Yes indeed, Exodus burns slowly, possibly never amounts to anything come conclusion time (if you're a more intelligent viewer than me, you'll find stuff to "get" probably) but while having a connection to Pang's work isn't necessarily the clinching factor to want to decipher Exodus, it definitely does help because the somewhat somber, slow cinema on display here doesn't play well into a crowd just after a quick fix, not even a quick Edmond Pang fix.
No, on display is sort of a tricky The X-Files earthly conspiracy of some wacky yet black kind with a male at its center that walks a dangerous path. Simon Yam's Tsim doesn't exactly live a married life of dread, nor seems unhappy with a woman by his side. No one of those things represents the trigger to look deeper into the curious testimony left by Nick Cheung's Kwan Ping Man. No, having served the force for 20+ years, Tsim sees a chance to take a weird case far for his own career fulfillment. Very much prepared to follow through, walking clean, stale, stark surroundings, the career path dissatisfaction (worn on the inside) triggers the trip outside of the bubble.
One shouldn't go too far in explaining the rather odd, again probably unexpected paths of Exodus but the in place wackiness translating into something possibly real yet black turned typically Pang off-beat, reveals a common thread about conspiracies that again has to do with walking outside of your established, safe environment.
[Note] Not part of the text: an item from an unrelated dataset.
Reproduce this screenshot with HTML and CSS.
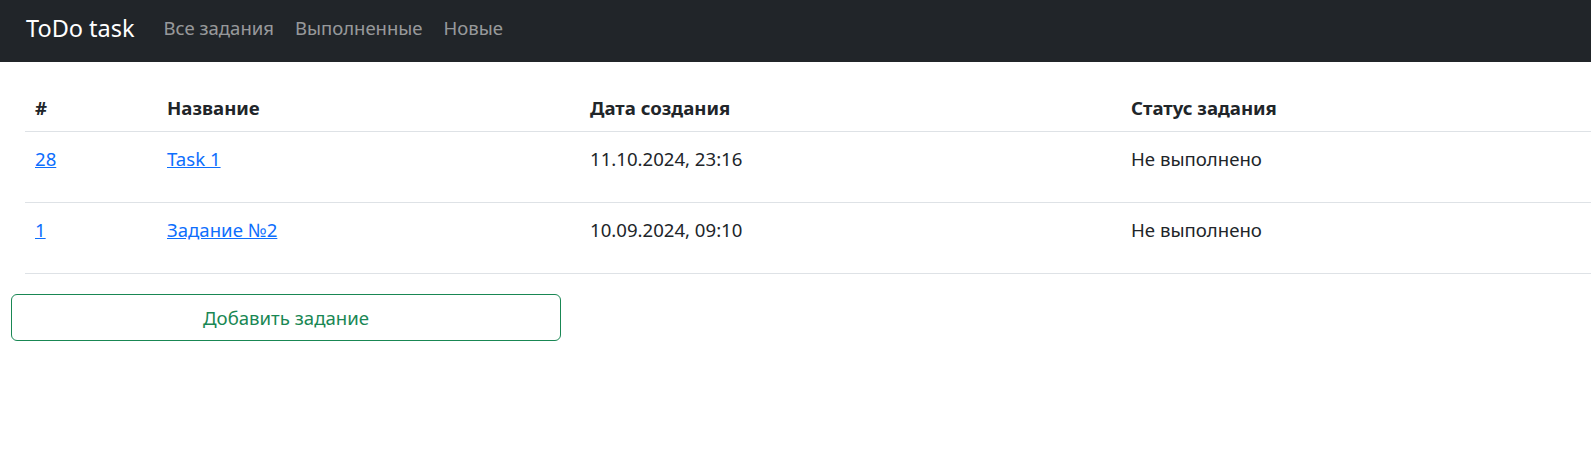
FILE: index.html
```html
<!DOCTYPE html>
<html lang="ru">
<head>
<meta charset="utf-8">
<title>ToDo task</title>
<link rel="stylesheet" href="styles.css">
</head>
<body>
<nav class="navbar">
  <a class="brand" href="#">ToDo task</a>
  <ul class="nav">
    <li><a class="nav-link" href="#">Все задания</a></li>
    <li><a class="nav-link" href="#">Выполненные</a></li>
    <li><a class="nav-link" href="#">Новые</a></li>
  </ul>
</nav>
<main class="content">
  <table class="tasks">
    <thead>
      <tr>
        <th class="c-id">#</th>
        <th class="c-name">Название</th>
        <th class="c-date">Дата создания</th>
        <th class="c-status">Статус задания</th>
      </tr>
    </thead>
    <tbody>
      <tr>
        <td><a href="#">28</a></td>
        <td><a href="#">Task 1</a></td>
        <td>11.10.2024, 23:16</td>
        <td>Не выполнено</td>
      </tr>
      <tr>
        <td><a href="#">1</a></td>
        <td><a href="#">Задание №2</a></td>
        <td>10.09.2024, 09:10</td>
        <td>Не выполнено</td>
      </tr>
    </tbody>
  </table>
  <div class="actions">
    <button class="btn-add" type="button">Добавить задание</button>
  </div>
</main>
</body>
</html>
```
FILE: styles.css
```css
* { box-sizing: border-box; }
html, body { margin: 0; padding: 0; }
body {
  font-family: "Noto Sans", "Open Sans", sans-serif;
  font-size: 18.6px;
  line-height: 27px;
  color: #212529;
  background: #fff;
}
.navbar {
  height: 62px;
  background: #212529;
  display: flex;
  align-items: center;
  padding-left: 26px;
  padding-bottom: 7px;
}
.brand {
  color: #fff;
  text-decoration: none;
  font-size: 23.5px;
  line-height: 30px;
  margin-right: 29px;
}
.nav {
  list-style: none;
  display: flex;
  margin: 0;
  padding: 0;
  gap: 21px;
}
.nav-link {
  color: rgba(255, 255, 255, 0.55);
  text-decoration: none;
  font-size: 18.5px;
}
.content {
  padding-top: 24px;
}
.tasks {
  margin-left: 25px;
  width: calc(100% - 25px);
  border-collapse: collapse;
  table-layout: fixed;
}
.tasks th {
  text-align: left;
  font-weight: 700;
  padding: 8px 10px 10px;
  border-bottom: 1px solid #dee2e6;
}
.tasks td {
  padding: 13px 10px 0;
  height: 71px;
  vertical-align: top;
  border-bottom: 1px solid #dee2e6;
}
.c-id { width: 132px; }
.c-name { width: 423px; }
.c-date { width: 541px; }
.tasks a { color: #0d6efd; text-decoration: underline; }
.actions {
  padding: 20px 0 0 11px;
}
.btn-add {
  width: 550px;
  height: 47px;
  background: #fff;
  color: #198754;
  border: 1px solid #198754;
  border-radius: 6px;
  font-family: inherit;
  font-size: 18.6px;
}
```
When someone is prepared to do so, do you reap a reward or a painful separation? It applies to both sides in Edmond Pang's slow burning frame and if it seems abstract in words, it's a service to the final, unresolved effect of Pang's. Underwhelming could almost act as a compliment, even down to the performances but there's reason aplenty to remain a friend, an open one of Pang's tools of the trade and certainly one is happy for him to stretch what his cinema is about. Men and particular women have a system in his created world. A system he does not judge nor embrace and some of his characters work the system like they have been taught, for better or worse. When it comes crashing down, Pang's hand doesn't slap hard but forces you to think in different ways. It's well worth it but be prepared to be equally divided as his sexes are in the film.
Deltamac presents the film in an aspect ratio of 2.30:1 approximately, with anamorphic enhancement. Clear and sharp, the subdued nature in parts of the film is represented well too.
Audio options are Cantonese Dolby Digital EX 5.1, Cantonese DTS 5.1 and Mandarin Dolby Digital 2.0 but as I'm not equipped with such a system, my assessment of this disc aspect will be left off this review.
The English subtitles read loud and clear with only minor drops in quality due to grammar errors. Traditional and simplified Chinese subtitles are also included.
Extras arrive in the form of an audio commentary with director Edmond Pang who is joined by his co-writers Vincci Cheung and Jimmy Wan. Unfortunately only simplified and traditional Chinese subtitles come with the yack track. Furthermore we get the trailer, an animated Photo Gallery (2 minutes) and a 14 minute, 4 second Making Of that IS subtitled in English (along with Chinese sub options). Making sure we learn nothing but the fact that an Edmond Pang-shoot is as loose as can be, the program is a wonderfully stupid video diary that neatly contrasts the actual mood of the film. Finally the requisite and well-written Director's Statement from Pang is included, this time on the reverse cover of the dvd.